- **REQUIRED WORK**
Below is a listing to write out in full, exactly as given, without its pictures.

⟨

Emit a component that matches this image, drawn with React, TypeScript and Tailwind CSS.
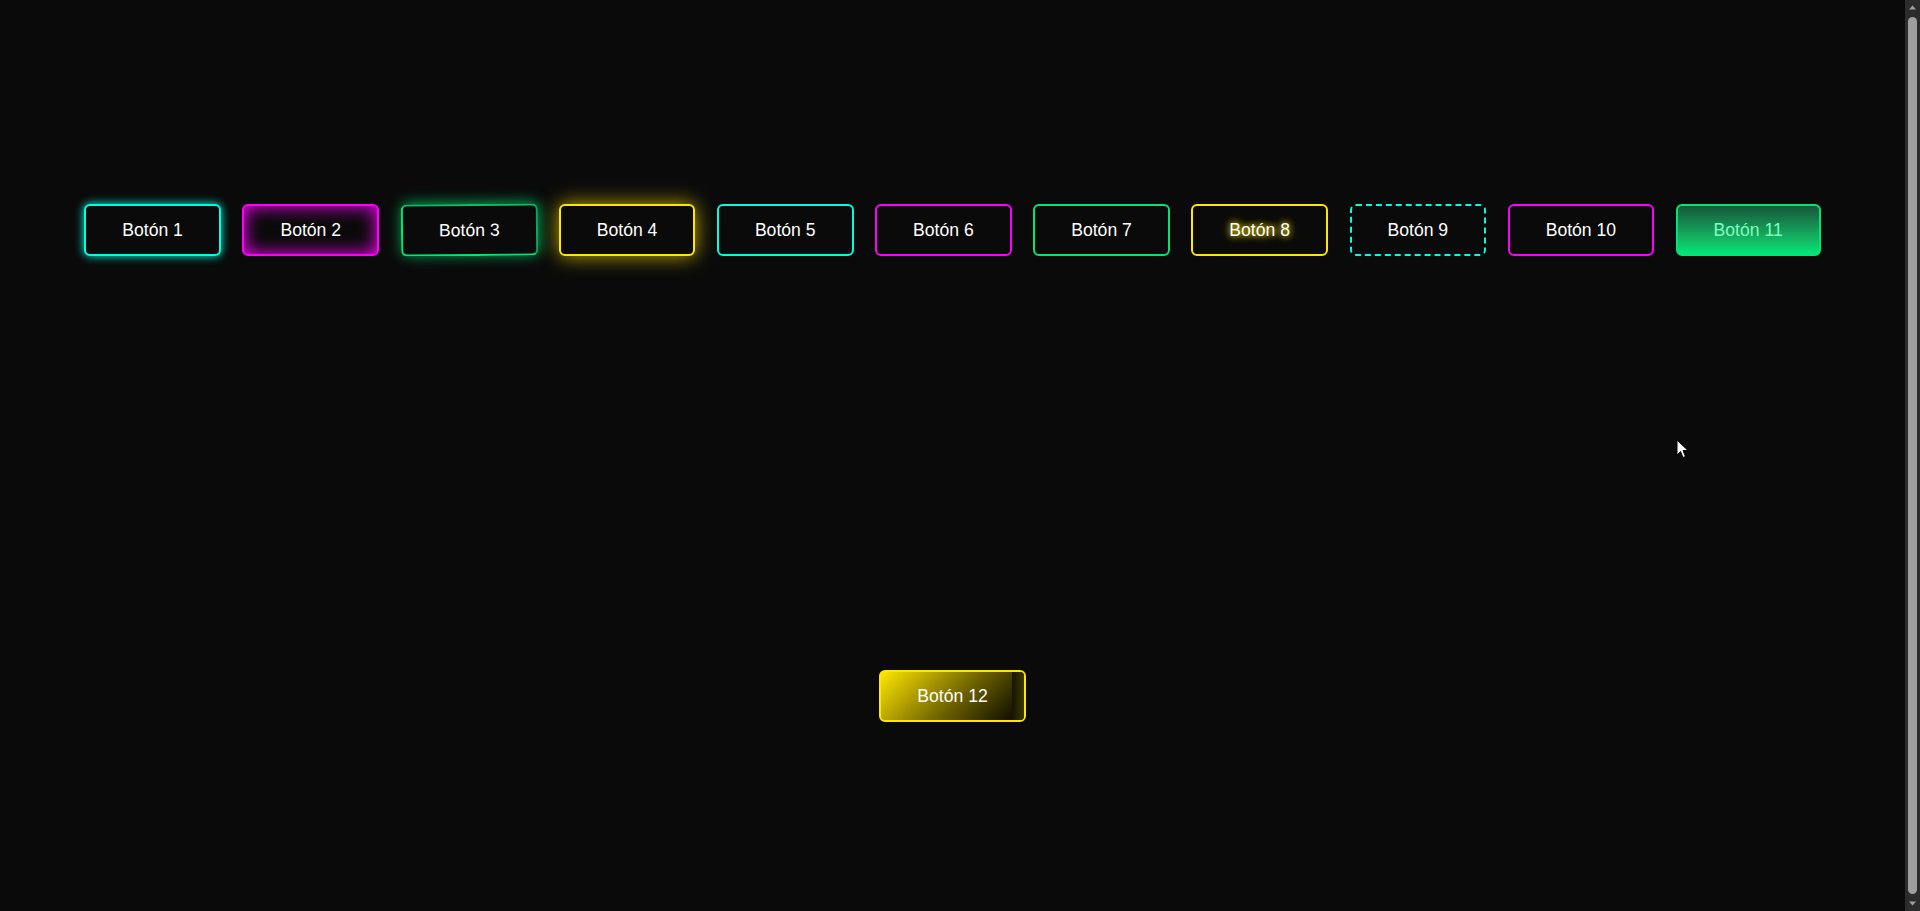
export default function App() {
  const base =
    "h-[52px] rounded-[6px] border-2 px-[36px] text-[17.6px] leading-[20px] text-white bg-[#0a0a0a] whitespace-nowrap";

  return (
    <div
      className="relative h-[911px] w-full overflow-hidden bg-[#0a0a0a] flex"
      style={{ fontFamily: '"Liberation Sans", Arial, sans-serif' }}
    >
      <div className="flex-1 flex flex-col items-center pt-[204px]">
        <div className="flex justify-center gap-[21.5px]">
          <button className={`${base} border-[#00ffe1] shadow-[0_0_10px_#00ffe1]`}>Botón 1</button>
          <button className={`${base} border-[#ff00ff] shadow-[inset_0_0_18px_#ff00ff]`}>Botón 2</button>
          <button
            className={`${base} border-[#00e676] -rotate-[0.5deg] shadow-[1px_-1px_14px_rgba(0,230,118,0.75)] border-r-[#10a35a] border-t-[#14b866]`}
          >
            Botón 3
          </button>
          <button className={`${base} border-[#ffe600] shadow-[0_0_20px_rgba(255,230,0,0.75)]`}>Botón 4</button>
          <button className={`${base} border-[#00ffe1]`}>Botón 5</button>
          <button className={`${base} border-[#ff00ff]`}>Botón 6</button>
          <button className={`${base} border-[#00e676]`}>Botón 7</button>
          <button
            className={`${base} border-[#ffe600] [text-shadow:0_0_6px_#ffe600,0_0_10px_rgba(255,230,0,0.6)]`}
          >
            Botón 8
          </button>
          <button className={`${base} border-dashed border-[#00ffe1]`}>Botón 9</button>
          <button className={`${base} border-[#ff00ff]`}>Botón 10</button>
          <button className="h-[52px] rounded-[6px] border-2 border-[#00e676] px-[36px] text-[17.6px] leading-[20px] text-[#7dffbf] whitespace-nowrap bg-gradient-to-b from-[#14573a] to-[#00e676]">
            Botón 11
          </button>
        </div>
        <div className="flex justify-center mt-[414px]">
          <button className="relative overflow-hidden h-[52px] rounded-[6px] border-2 border-[#ffe600] px-[36px] text-[17.6px] leading-[20px] text-white whitespace-nowrap bg-[linear-gradient(135deg,#ffe600_0%,#6b6000_55%,#000_100%)]">
            <span className="relative z-10">Botón 12</span>
            <span className="absolute top-0 right-0 h-full w-[12px] bg-[linear-gradient(90deg,#161500,#3a3600)]" />
          </button>
        </div>
      </div>

      {/* scrollbar */}
      <div className="w-[15px] h-full bg-[#2c2c2c] flex flex-col items-center">
        <svg width="15" height="15" viewBox="0 0 15 15" className="shrink-0">
          <path d="M4 9.5 L7.5 5.5 L11 9.5 Z" fill="#9f9f9f" />
        </svg>
        <div className="flex-1 w-[9px] rounded-full bg-[#9f9f9f] my-[2px]" />
        <svg width="15" height="15" viewBox="0 0 15 15" className="shrink-0">
          <path d="M4 5.5 L7.5 9.5 L11 5.5 Z" fill="#9f9f9f" />
        </svg>
      </div>

      {/* mouse cursor */}
      <svg
        className="absolute left-[1676px] top-[439px]"
        width="13"
        height="20"
        viewBox="0 0 13 20"
      >
        <path
          d="M1 1 L1 16 L4.5 12.5 L7 18.5 L9.5 17.5 L7 11.5 L12 11.5 Z"
          fill="#ffffff"
          stroke="#000000"
          strokeWidth="1"
        />
      </svg>
    </div>
  );
}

⟩

- **THE RESULT**
Emit a component that matches this image, drawn with React, TypeScript and Tailwind CSS.
export default function App() {
  const base =
    "h-[52px] rounded-[6px] border-2 px-[36px] text-[17.6px] leading-[20px] text-white bg-[#0a0a0a] whitespace-nowrap";

  return (
    <div
      className="relative h-[911px] w-full overflow-hidden bg-[#0a0a0a] flex"
      style={{ fontFamily: '"Liberation Sans", Arial, sans-serif' }}
    >
      <div className="flex-1 flex flex-col items-center pt-[204px]">
        <div className="flex justify-center gap-[21.5px]">
          <button className={`${base} border-[#00ffe1] shadow-[0_0_10px_#00ffe1]`}>Botón 1</button>
          <button className={`${base} border-[#ff00ff] shadow-[inset_0_0_18px_#ff00ff]`}>Botón 2</button>
          <button
            className={`${base} border-[#00e676] -rotate-[0.5deg] shadow-[1px_-1px_14px_rgba(0,230,118,0.75)] border-r-[#10a35a] border-t-[#14b866]`}
          >
            Botón 3
          </button>
          <button className={`${base} border-[#ffe600] shadow-[0_0_20px_rgba(255,230,0,0.75)]`}>Botón 4</button>
          <button className={`${base} border-[#00ffe1]`}>Botón 5</button>
          <button className={`${base} border-[#ff00ff]`}>Botón 6</button>
          <button className={`${base} border-[#00e676]`}>Botón 7</button>
          <button
            className={`${base} border-[#ffe600] [text-shadow:0_0_6px_#ffe600,0_0_10px_rgba(255,230,0,0.6)]`}
          >
            Botón 8
          </button>
          <button className={`${base} border-dashed border-[#00ffe1]`}>Botón 9</button>
          <button className={`${base} border-[#ff00ff]`}>Botón 10</button>
          <button className="h-[52px] rounded-[6px] border-2 border-[#00e676] px-[36px] text-[17.6px] leading-[20px] text-[#7dffbf] whitespace-nowrap bg-gradient-to-b from-[#14573a] to-[#00e676]">
            Botón 11
          </button>
        </div>
        <div className="flex justify-center mt-[414px]">
          <button className="relative overflow-hidden h-[52px] rounded-[6px] border-2 border-[#ffe600] px-[36px] text-[17.6px] leading-[20px] text-white whitespace-nowrap bg-[linear-gradient(135deg,#ffe600_0%,#6b6000_55%,#000_100%)]">
            <span className="relative z-10">Botón 12</span>
            <span className="absolute top-0 right-0 h-full w-[12px] bg-[linear-gradient(90deg,#161500,#3a3600)]" />
          </button>
        </div>
      </div>

      {/* scrollbar */}
      <div className="w-[15px] h-full bg-[#2c2c2c] flex flex-col items-center">
        <svg width="15" height="15" viewBox="0 0 15 15" className="shrink-0">
          <path d="M4 9.5 L7.5 5.5 L11 9.5 Z" fill="#9f9f9f" />
        </svg>
        <div className="flex-1 w-[9px] rounded-full bg-[#9f9f9f] my-[2px]" />
        <svg width="15" height="15" viewBox="0 0 15 15" className="shrink-0">
          <path d="M4 5.5 L7.5 9.5 L11 5.5 Z" fill="#9f9f9f" />
        </svg>
      </div>

      {/* mouse cursor */}
      <svg
        className="absolute left-[1676px] top-[439px]"
        width="13"
        height="20"
        viewBox="0 0 13 20"
      >
        <path
          d="M1 1 L1 16 L4.5 12.5 L7 18.5 L9.5 17.5 L7 11.5 L12 11.5 Z"
          fill="#ffffff"
          stroke="#000000"
          strokeWidth="1"
        />
      </svg>
    </div>
  );
}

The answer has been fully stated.